— Records for processing —
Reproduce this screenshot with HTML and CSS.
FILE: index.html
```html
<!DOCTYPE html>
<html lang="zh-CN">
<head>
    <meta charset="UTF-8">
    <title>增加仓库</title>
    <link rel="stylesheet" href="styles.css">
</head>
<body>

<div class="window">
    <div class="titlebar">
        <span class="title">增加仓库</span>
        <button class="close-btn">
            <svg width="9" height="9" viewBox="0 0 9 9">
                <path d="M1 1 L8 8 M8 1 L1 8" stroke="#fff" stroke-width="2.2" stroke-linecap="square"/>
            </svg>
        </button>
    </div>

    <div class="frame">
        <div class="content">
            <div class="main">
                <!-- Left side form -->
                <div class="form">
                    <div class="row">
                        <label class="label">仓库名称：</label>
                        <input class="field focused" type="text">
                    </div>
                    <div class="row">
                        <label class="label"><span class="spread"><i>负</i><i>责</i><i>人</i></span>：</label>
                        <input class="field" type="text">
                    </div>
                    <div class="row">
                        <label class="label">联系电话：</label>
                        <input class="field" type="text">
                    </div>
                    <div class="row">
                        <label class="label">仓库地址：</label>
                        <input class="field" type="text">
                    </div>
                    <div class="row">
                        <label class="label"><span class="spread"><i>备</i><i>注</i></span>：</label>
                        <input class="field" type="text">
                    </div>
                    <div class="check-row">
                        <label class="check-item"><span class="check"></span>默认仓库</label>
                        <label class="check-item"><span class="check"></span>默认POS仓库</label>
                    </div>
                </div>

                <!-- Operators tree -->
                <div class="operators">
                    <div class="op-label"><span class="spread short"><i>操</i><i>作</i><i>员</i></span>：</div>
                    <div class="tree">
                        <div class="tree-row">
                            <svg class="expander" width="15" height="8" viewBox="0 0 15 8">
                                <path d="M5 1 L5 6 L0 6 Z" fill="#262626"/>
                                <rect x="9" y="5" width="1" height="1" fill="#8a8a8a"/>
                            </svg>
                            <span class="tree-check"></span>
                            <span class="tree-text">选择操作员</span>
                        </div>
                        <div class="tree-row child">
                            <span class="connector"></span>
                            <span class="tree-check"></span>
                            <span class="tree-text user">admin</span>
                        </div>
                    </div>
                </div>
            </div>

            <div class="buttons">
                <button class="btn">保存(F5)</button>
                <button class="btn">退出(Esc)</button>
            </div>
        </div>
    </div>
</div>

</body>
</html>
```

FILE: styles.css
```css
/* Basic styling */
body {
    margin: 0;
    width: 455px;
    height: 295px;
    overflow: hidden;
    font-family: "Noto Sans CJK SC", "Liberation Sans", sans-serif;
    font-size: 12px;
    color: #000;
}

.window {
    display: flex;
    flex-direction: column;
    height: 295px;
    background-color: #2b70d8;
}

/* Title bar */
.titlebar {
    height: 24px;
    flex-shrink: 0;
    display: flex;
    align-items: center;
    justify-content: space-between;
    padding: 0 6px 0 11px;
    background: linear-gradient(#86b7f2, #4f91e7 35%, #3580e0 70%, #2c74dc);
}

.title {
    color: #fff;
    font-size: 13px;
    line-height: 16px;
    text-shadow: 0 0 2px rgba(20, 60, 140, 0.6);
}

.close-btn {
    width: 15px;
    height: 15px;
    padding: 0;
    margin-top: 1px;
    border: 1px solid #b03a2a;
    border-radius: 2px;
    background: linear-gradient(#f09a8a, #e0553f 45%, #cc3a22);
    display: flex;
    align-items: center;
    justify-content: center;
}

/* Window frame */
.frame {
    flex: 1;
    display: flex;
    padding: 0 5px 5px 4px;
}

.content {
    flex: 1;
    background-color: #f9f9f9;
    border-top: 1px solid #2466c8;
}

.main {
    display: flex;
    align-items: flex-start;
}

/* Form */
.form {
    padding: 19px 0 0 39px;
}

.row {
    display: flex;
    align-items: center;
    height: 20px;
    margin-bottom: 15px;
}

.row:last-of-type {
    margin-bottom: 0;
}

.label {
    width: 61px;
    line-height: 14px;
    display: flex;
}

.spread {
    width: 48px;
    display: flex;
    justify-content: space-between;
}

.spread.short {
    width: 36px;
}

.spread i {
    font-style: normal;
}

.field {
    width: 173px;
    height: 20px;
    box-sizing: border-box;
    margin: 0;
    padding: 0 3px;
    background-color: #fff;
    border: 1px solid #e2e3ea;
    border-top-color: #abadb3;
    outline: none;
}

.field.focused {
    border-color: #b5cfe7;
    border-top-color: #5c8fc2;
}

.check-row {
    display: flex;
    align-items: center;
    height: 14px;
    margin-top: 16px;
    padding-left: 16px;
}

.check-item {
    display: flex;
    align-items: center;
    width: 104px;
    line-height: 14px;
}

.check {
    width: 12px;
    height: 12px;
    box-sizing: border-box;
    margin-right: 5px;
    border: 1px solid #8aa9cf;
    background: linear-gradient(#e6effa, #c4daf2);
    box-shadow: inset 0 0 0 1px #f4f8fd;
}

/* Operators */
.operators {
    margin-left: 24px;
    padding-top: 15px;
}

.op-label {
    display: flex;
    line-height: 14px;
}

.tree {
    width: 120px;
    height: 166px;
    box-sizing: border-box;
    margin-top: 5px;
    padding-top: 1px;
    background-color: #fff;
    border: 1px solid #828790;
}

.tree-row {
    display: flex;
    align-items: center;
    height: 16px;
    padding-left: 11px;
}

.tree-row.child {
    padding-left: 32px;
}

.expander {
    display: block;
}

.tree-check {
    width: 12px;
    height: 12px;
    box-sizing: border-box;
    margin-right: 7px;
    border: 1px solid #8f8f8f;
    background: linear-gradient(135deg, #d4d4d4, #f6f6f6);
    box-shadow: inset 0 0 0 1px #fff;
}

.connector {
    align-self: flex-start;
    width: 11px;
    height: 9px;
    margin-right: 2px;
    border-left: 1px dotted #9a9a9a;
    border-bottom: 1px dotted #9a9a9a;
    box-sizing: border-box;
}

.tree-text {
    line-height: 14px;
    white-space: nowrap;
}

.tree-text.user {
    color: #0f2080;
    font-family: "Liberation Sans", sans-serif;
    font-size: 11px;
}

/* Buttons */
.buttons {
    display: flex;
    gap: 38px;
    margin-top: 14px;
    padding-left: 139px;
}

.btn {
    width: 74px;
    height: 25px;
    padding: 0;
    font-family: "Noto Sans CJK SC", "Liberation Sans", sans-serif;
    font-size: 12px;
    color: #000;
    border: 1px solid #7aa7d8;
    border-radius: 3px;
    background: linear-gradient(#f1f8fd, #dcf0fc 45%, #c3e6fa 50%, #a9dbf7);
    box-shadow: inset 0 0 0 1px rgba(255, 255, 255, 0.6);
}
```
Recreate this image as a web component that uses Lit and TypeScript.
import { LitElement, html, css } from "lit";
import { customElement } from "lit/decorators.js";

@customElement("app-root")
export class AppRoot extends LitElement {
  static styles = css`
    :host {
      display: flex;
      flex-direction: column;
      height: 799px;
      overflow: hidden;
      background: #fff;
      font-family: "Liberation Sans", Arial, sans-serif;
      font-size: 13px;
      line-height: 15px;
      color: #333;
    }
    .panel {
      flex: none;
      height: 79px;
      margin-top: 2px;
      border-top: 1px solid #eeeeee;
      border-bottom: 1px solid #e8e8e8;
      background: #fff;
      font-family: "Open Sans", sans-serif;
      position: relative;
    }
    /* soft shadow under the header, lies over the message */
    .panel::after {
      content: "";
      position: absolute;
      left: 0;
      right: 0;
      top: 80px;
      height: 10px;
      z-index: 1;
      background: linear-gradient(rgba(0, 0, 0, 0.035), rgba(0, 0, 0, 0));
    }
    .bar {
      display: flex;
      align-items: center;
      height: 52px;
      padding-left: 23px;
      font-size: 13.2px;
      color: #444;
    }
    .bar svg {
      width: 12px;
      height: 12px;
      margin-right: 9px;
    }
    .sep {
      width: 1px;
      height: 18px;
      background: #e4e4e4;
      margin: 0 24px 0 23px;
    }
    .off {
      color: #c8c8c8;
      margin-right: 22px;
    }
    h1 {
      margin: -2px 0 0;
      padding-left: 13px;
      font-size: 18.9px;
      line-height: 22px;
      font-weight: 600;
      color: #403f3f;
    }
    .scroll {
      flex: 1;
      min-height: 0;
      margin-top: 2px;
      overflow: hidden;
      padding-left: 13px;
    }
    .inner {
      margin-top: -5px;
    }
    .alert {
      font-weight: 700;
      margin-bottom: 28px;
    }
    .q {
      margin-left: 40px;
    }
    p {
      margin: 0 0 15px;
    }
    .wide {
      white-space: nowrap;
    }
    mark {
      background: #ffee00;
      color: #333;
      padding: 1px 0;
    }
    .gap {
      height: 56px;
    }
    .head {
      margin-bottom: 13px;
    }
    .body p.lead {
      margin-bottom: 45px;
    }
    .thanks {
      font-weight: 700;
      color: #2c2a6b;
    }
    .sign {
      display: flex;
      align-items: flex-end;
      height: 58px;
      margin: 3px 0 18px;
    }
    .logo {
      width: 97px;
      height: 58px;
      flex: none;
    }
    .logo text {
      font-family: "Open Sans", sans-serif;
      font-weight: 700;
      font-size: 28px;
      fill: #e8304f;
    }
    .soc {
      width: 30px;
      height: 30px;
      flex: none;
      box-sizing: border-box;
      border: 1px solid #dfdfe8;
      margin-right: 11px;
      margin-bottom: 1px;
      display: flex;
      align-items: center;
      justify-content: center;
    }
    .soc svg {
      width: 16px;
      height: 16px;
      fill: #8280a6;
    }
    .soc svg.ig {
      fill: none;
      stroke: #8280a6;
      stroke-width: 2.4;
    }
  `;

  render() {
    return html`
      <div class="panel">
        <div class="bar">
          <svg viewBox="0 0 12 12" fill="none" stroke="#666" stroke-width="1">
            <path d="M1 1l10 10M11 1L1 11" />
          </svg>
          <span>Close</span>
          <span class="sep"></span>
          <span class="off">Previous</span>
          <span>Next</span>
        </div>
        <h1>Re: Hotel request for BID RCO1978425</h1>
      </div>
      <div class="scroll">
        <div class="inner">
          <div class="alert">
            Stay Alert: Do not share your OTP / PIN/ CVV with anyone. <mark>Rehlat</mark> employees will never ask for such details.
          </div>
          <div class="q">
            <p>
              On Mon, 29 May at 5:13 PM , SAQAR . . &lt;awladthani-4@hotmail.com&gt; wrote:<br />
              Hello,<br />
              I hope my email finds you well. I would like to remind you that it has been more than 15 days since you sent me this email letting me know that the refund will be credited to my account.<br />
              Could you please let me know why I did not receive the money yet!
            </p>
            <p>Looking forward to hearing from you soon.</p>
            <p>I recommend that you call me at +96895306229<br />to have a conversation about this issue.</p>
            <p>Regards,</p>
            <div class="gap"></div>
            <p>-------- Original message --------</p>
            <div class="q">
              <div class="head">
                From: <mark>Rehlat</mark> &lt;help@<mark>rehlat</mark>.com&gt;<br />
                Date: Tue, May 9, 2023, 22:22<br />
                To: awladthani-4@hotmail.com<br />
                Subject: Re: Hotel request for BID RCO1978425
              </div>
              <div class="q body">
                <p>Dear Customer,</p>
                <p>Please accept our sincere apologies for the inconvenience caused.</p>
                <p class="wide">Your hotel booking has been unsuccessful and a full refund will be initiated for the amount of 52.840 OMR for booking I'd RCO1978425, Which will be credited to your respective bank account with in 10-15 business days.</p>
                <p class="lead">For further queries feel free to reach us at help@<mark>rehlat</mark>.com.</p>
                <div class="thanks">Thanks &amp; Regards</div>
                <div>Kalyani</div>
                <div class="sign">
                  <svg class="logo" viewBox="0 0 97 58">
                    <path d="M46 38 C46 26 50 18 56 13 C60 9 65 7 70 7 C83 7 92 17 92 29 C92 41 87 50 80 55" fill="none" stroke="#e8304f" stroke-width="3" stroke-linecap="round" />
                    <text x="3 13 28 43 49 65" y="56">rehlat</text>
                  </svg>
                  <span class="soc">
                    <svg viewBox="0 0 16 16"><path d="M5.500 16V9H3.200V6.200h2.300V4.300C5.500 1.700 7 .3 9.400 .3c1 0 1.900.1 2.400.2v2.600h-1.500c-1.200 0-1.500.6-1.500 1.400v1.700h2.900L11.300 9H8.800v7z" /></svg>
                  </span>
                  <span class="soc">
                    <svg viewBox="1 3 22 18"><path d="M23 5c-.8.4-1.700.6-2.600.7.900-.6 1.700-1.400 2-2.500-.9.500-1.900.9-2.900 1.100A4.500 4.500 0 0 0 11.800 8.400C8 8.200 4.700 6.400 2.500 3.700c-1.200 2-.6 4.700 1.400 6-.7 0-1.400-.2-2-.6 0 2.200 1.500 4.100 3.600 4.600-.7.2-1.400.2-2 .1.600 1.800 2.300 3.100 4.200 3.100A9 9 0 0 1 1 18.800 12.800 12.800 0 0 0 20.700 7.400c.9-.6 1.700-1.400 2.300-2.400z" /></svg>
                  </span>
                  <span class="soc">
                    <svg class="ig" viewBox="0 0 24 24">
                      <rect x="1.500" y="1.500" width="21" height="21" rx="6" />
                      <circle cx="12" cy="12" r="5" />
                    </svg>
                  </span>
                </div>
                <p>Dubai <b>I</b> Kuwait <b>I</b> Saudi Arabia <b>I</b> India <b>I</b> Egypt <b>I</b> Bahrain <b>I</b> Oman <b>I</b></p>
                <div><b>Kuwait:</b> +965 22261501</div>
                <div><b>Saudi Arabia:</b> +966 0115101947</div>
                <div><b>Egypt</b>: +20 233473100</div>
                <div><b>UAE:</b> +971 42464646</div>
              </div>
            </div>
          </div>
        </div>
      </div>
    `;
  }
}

— Written instruction —
Of the lines in this listing, how many contain "that"? Reply with the number and nothing more.

— Response —
3